2. How would the Spectrum perform on the kinds of programs that I write?

3. Is there any merit to the earlier claims about the clear superiority
   of the Spectrum a) in general and b) specifically for 3D graphics?

Some technical discussion eventually ensued, and a number of code snippets
were compared.  Cycles were counted, opinions were declared, but
through it all a few things became apparent, and new insights were
gained.

General conclusions:

1. The people who were loudly extolling the virtues of the Spectrum over
   the 64 not only did not understand the broad issues (i.e. have any 
   practical 6502 or C64 programming experience to compare with), they did 
   not even understand the specific issues (e.g. practical experience 
   in doing 3D graphics, or drawing lines).

2. The typical cycle ratios are around 3:1.

   Seven programs have been considered: slow multiply, block mem transfer,
   substring search, three line routines, and the fast multiply.  The slow
   multiply runs at 2:1.  The non-LDIR memory copy runs at 3:1.  The
   substring search typically runs at 3:1.  The line routine runs at
   3:1, with unrolling bringing it down to 2.7:1.  In practical use
   (e.g. a matrix multiply) the fast multiply runs at > 3:1.

   From this I conclude that typical cycle ratios will be 3:1, in particular
   for the kinds of programs I write.  Obviously, some algorithms will
   do better, and others will do worse.

Conclusions to my specific questions:

1. The Z80 is based around its registers.  Algorithms which fit entirely
   within the registers do very well, especially for 16-bit applications.
   Memory access is generally done indirectly via (HL), which tends to
   favor sequential memory access.  The stack pointer is 16-bits and may 
   be used for useful things.  Branching and jumping are generally
   slow, as are direct memory address and absolute numbers, and indexing
   is fairly dissimilar.  The Z80 has a number of specialized instructions
   which are used in a variety of tasks, and lacks the range of addressing
   modes offered by the 65xx.

   The 65xx is based around fast access to memory, in particular zero
   page, and its index registers.  Algorithms which involve scattered
   memory accesses do very well, as do programs which make heavy
   use of branching and subroutines.  The ability to add, compare, etc.
   directly from memory (ADC $C002 : CMP $D020) means that algorithms
   involving large amounts of variables, tables, pointers, etc. will
   perform much better on the 65xx.  Absolute operations (ADC #$21)
   are significantly faster (2 cycles on 6510 vs. 7 on Z80).  Algorithms
   involving relatively few variables bog down in comparison.

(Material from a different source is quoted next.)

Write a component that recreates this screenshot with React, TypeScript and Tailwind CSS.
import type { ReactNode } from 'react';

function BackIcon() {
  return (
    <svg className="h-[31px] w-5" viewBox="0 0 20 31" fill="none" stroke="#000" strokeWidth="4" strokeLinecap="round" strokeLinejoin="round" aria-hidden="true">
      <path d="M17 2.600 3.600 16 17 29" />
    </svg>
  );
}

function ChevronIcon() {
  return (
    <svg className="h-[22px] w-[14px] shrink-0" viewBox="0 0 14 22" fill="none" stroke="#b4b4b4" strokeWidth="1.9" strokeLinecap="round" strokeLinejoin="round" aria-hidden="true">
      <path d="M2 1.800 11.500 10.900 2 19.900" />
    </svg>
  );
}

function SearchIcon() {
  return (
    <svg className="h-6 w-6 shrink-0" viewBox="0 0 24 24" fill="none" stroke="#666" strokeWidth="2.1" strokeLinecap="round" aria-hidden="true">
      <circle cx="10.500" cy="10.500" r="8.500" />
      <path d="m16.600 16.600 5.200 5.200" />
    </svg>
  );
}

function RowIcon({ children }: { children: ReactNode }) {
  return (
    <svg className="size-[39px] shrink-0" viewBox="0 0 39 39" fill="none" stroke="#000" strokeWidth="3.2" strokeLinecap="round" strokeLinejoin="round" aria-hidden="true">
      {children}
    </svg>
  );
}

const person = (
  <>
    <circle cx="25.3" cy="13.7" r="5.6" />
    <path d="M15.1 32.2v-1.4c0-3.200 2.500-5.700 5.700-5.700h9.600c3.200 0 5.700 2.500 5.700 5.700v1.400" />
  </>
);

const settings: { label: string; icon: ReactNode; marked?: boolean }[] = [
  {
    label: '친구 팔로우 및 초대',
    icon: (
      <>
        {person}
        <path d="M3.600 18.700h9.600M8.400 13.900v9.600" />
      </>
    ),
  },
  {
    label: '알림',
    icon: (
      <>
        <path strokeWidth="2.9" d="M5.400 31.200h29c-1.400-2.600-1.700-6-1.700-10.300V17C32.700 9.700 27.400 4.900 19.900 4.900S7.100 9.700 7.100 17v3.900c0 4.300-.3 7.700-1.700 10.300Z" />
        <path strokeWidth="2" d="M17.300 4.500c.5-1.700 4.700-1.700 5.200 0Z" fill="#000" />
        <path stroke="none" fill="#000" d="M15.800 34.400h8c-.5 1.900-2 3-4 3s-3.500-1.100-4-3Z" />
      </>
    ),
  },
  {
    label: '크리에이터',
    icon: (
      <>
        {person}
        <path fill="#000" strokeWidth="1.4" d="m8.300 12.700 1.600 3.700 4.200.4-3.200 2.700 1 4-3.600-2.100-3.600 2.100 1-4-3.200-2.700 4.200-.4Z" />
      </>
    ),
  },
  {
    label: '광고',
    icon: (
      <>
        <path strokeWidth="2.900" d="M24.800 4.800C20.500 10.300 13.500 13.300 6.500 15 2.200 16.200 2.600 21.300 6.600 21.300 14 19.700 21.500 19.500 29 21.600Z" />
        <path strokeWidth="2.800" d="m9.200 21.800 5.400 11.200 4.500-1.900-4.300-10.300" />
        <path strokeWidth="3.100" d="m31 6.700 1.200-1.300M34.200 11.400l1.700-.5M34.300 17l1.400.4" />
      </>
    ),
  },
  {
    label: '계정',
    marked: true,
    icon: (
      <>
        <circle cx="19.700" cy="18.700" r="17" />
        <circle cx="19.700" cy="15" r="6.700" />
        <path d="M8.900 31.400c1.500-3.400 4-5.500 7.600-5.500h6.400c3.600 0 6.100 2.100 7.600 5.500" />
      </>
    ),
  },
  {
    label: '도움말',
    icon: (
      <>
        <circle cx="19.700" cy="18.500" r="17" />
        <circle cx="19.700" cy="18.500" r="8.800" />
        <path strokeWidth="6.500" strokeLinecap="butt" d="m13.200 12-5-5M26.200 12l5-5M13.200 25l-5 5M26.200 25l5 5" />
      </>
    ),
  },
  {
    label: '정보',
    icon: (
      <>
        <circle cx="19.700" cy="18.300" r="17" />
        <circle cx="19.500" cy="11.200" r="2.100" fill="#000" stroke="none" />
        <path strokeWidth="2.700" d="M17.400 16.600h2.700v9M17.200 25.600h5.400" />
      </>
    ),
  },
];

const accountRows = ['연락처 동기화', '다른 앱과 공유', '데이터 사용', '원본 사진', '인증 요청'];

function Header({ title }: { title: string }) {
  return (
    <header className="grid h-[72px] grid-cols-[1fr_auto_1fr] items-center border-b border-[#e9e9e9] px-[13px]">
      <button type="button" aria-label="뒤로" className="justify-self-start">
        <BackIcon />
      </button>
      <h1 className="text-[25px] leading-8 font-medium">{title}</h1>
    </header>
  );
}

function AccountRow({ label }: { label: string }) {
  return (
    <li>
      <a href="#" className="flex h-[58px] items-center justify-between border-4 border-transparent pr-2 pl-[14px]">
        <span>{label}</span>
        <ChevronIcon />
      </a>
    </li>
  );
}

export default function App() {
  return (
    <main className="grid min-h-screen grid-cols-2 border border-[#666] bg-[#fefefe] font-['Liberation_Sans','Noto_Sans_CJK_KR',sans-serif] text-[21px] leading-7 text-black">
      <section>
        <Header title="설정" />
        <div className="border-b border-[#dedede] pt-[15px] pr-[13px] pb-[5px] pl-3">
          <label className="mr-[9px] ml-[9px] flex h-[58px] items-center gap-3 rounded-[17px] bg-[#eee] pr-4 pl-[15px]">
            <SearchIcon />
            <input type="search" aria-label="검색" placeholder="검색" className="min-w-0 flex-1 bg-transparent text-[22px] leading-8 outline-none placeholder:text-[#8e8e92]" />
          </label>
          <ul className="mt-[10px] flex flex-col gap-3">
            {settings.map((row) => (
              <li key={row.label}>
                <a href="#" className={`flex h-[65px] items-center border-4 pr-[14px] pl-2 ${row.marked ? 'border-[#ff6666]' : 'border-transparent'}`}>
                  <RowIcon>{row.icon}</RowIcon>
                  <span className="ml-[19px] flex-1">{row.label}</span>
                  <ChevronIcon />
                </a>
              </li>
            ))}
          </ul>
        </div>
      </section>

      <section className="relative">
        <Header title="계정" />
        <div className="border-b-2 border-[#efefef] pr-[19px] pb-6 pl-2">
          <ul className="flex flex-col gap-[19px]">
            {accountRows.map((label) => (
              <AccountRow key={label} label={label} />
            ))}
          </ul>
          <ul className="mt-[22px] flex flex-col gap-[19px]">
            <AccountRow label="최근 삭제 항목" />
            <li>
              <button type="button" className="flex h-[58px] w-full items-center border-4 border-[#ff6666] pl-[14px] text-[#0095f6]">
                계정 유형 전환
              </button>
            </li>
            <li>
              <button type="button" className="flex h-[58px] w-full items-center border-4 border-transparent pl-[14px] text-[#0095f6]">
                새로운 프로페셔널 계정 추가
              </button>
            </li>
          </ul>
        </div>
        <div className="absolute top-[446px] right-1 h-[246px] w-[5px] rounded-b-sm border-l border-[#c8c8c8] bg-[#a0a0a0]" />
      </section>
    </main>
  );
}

   Thus, Z80 algorithms try to fit all the variables into registers,
   reduce memory access to sequential or page-aligned accesses (so that
   HL may be used), try to avoid branching/decision making, and try to
   use specialized instructions like DJNZ.
   6510 algorithms make heavy use of the index registers, zero-page
   and absolute operations, don't mind lots of branching/decision making,
   and try to avoid too many operations on variables.

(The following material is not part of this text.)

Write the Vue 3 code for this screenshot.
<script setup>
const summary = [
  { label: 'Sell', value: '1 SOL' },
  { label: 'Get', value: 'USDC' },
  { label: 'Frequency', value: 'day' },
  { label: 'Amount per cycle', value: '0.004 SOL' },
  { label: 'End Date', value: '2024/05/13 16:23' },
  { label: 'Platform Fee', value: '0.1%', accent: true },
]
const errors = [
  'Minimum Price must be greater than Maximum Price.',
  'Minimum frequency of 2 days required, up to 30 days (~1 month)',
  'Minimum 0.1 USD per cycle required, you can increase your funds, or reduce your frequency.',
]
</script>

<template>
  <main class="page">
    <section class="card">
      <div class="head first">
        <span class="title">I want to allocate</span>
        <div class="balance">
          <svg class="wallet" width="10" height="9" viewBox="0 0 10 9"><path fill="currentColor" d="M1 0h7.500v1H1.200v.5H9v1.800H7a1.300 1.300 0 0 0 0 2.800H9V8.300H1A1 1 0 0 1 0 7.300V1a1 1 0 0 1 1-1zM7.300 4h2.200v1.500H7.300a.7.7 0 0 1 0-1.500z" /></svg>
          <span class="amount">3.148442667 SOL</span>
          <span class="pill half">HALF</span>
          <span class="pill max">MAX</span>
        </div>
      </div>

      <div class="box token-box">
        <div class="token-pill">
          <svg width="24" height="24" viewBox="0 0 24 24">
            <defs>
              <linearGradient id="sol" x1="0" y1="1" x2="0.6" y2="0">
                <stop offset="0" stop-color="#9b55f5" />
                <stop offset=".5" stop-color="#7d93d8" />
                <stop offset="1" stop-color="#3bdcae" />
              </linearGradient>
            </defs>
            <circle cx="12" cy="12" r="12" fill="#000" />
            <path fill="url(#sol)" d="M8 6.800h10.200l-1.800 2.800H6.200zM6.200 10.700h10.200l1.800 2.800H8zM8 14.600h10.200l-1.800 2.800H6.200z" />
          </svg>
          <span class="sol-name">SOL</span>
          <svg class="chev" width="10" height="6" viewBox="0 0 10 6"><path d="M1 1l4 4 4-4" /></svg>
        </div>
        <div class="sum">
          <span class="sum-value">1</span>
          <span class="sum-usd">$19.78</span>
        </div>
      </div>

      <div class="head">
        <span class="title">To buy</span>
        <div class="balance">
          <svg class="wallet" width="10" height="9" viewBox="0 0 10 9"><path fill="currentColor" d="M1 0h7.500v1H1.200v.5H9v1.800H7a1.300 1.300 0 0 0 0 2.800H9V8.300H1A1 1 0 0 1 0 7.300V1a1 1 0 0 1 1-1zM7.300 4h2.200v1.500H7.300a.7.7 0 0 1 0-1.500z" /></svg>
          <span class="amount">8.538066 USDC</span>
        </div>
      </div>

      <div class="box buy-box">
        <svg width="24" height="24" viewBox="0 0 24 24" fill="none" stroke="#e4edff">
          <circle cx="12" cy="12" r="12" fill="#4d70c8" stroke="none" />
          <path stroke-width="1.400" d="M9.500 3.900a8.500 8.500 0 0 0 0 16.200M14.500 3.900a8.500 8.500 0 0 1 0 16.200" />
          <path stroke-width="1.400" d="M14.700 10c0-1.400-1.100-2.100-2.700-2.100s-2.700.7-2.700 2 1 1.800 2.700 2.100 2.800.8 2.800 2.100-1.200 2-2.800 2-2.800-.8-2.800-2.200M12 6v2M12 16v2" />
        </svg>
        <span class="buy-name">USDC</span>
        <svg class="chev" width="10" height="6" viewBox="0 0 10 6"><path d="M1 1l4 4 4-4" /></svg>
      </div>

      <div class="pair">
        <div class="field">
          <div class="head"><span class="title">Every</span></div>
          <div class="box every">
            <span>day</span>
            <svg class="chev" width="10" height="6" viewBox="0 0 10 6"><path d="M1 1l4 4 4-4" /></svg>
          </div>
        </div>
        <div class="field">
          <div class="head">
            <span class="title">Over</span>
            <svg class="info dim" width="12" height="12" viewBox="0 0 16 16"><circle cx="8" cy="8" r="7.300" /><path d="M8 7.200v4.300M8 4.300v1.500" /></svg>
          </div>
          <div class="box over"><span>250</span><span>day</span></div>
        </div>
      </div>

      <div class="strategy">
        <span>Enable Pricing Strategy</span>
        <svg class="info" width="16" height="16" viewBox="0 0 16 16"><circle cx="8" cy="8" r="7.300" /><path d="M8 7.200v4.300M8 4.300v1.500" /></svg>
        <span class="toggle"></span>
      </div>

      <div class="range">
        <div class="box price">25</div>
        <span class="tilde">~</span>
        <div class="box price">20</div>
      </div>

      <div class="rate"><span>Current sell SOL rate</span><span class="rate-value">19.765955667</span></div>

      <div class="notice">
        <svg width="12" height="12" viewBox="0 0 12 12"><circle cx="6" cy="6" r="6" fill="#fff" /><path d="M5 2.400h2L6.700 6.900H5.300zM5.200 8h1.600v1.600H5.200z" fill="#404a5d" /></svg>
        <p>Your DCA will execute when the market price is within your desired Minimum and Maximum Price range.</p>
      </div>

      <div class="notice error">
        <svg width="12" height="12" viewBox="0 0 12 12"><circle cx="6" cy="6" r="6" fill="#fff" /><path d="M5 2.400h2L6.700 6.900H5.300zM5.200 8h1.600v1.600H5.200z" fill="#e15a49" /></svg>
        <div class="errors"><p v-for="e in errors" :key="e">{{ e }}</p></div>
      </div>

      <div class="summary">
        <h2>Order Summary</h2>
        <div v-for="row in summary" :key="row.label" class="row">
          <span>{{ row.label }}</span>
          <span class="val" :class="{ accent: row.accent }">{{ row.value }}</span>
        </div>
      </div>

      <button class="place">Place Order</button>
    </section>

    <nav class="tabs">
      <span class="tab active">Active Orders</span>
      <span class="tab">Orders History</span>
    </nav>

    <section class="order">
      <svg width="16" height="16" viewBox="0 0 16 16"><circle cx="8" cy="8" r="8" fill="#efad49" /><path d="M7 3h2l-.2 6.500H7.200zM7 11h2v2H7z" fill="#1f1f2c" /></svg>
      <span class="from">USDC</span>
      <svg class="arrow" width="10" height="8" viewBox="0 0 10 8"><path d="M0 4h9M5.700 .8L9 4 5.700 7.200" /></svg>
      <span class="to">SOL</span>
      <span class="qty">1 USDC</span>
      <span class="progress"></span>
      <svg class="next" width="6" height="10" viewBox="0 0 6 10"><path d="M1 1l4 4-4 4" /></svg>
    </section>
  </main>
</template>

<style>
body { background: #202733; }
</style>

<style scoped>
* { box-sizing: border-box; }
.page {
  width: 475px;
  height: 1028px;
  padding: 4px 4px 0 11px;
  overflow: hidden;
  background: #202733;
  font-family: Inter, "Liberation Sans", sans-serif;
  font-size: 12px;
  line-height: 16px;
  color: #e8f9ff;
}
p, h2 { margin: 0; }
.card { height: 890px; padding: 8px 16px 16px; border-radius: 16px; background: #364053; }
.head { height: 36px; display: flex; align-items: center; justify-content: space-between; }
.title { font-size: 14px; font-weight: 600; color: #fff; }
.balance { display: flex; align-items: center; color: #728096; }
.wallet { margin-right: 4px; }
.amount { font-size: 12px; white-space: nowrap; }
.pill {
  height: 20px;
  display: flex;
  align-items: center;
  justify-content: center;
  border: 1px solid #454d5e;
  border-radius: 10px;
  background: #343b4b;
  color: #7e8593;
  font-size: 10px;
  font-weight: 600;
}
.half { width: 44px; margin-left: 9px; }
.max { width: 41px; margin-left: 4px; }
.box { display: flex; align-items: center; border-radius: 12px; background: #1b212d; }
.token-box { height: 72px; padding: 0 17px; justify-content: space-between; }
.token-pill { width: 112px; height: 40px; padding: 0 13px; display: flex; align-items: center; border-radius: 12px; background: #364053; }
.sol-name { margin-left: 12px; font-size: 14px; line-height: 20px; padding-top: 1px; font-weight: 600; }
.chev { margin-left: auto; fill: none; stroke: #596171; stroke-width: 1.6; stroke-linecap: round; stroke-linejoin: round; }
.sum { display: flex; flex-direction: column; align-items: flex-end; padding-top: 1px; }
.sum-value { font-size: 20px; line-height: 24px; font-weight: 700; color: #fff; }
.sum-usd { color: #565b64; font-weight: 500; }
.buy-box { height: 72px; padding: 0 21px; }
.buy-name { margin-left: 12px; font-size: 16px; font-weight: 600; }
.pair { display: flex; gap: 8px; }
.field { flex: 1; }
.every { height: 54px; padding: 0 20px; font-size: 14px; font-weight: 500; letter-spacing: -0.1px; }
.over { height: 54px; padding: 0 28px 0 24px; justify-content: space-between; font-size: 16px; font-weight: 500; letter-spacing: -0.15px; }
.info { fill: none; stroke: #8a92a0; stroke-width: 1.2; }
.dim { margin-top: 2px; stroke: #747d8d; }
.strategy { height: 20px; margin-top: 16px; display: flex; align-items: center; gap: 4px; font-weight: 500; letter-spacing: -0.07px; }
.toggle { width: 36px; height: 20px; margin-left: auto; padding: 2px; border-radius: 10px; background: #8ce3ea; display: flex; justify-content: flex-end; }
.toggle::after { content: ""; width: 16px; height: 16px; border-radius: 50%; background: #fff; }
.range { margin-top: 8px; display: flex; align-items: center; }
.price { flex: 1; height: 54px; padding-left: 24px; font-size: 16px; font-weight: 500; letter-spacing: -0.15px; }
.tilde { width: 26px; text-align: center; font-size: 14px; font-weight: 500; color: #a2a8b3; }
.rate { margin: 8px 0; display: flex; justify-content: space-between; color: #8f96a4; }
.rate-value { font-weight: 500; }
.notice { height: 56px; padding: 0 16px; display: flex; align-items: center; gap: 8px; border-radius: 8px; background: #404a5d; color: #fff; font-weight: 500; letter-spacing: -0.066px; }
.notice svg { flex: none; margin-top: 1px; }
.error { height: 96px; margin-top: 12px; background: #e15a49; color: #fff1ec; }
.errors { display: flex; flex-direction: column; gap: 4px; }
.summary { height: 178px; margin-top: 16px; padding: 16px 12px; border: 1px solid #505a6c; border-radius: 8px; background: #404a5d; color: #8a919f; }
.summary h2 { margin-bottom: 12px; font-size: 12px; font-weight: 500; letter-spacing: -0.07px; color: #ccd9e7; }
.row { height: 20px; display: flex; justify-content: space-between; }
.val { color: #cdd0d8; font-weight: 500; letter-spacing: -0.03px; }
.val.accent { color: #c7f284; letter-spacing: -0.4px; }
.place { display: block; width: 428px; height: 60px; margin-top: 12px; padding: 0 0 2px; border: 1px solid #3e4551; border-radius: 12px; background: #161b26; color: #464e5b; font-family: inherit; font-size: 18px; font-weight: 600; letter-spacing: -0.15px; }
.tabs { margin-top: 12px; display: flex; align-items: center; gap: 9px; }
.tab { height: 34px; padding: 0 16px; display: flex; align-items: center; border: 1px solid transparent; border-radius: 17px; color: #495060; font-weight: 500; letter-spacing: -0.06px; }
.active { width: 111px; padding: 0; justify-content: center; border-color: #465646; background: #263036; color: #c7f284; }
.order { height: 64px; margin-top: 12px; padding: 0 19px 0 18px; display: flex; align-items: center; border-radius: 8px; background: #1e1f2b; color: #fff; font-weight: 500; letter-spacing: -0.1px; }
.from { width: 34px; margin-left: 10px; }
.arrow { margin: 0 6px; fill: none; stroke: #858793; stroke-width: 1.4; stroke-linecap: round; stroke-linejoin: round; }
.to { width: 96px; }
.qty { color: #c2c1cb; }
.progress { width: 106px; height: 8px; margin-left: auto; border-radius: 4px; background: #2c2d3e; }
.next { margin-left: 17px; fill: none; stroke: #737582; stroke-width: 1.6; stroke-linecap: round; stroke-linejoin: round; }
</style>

2. For things like 3D graphics, the Spectrum probably has a 10%-20%
   speed advantage.  While nontrivial, it is by no means decisive.  For 
   programs involving any text, sprites, etc. the Spectrum will clearly 
   suffer.

3. You gotta be kidding.  As if. :)


Finally, the numbers.  All code may be found at 
		http://stratus.esam.nwu.edu/~judd/fridge/

			Shootout at the 0K Corral
			-------------------------

						(Cycles)
				Z80/Spectrum  	  C64	      ratio
				------------	  ---	      -----
8x8->16 shift&add multiply	  357/385	160/216/248	1.6-2.2

Block mem copy			  39*x    	  13		3
				  21*x [1]			1.62

Substring search [2] [3]  init:	  29		  4
	  successful compare:	  57		  19		3
	  advance next substr:	  46+21*x	  11+9*x	 [4]
	  advance and loop:	  61		  15		4.07
	  compare last char:	  40		  18		2.22

Line routine [5]		  73/111 [6]	  30/33		2.92 [7]
						  29/37 [8]
				  24/72 (21/68)	  6/30 (5/28)	2.7 (2.7)
				  49/71		  21/25		2.6

Fast multiply [9]		  100 (+7/3/27)	  43/25 [10]	2.3-2.6/4.2-4.4

Sprites
String print			  None offered [11]

Notes:
1. Using LDIR on Z80.

2. Given a list of null-terminated strings, find a particular string.
   The substring search involves four main processes: successful character
   compare, compare of last character, advance to next substring on mismatch,
   and advance pointer and loop for next string.  Init refers to initial
   setup (trivial).  "Advance to next substring" includes unsuccessful
   character compare.  "Advance and loop" counts cycles up to normal compare
   loop.

3. The C64 version is 28 bytes.  A 64 program would change this problem slightly
   to improve performance (strings terminated with inverted dextral
   character instead of null, etc.)

4. x=number of characters advanced.  Ratios are 4.2, 3.35, 3.03, 2.87, 2.77, 
   2.7, 2.65, 2.61 for x=0,1,2,...

5. Three separate Spectrum line routines were offered.  All comparisons
   are of equivalent routines/algorithms.  The three routines are:
	- slope<1, looped
	- slope<1, unrolled across x-pixels, counting by columns
	  (more optimized version of the above)
	- slope>1, unrolled across x-pixels
   Spectrum times are Alvin's strange "average" cycles.

6. Using Ian Collier's revised algorithm.

7. "Average" cycle times consider one step in the x-direction followed
   by one step in x and y.

8. Looped version, slope>1 (no Spectrum version offered).

9. Spectrum times are modified by +7 if a-b<0, +3 if a+b>255, and +27
   if placed in a subroutine (17 for CALL, 10 for RET).  Cycle ratios
   assume inlined routine.

10. For multiplication of constant*vector (i.e. matrix multiply, or projection)
    C64 version is 43 cycles for first multiply and 25 cycles for successive
    multiplies.  Thus, ratios are around 3.1 and 3.4 for two and three
    successive multiplies.

11. Spectrum will choke, badly.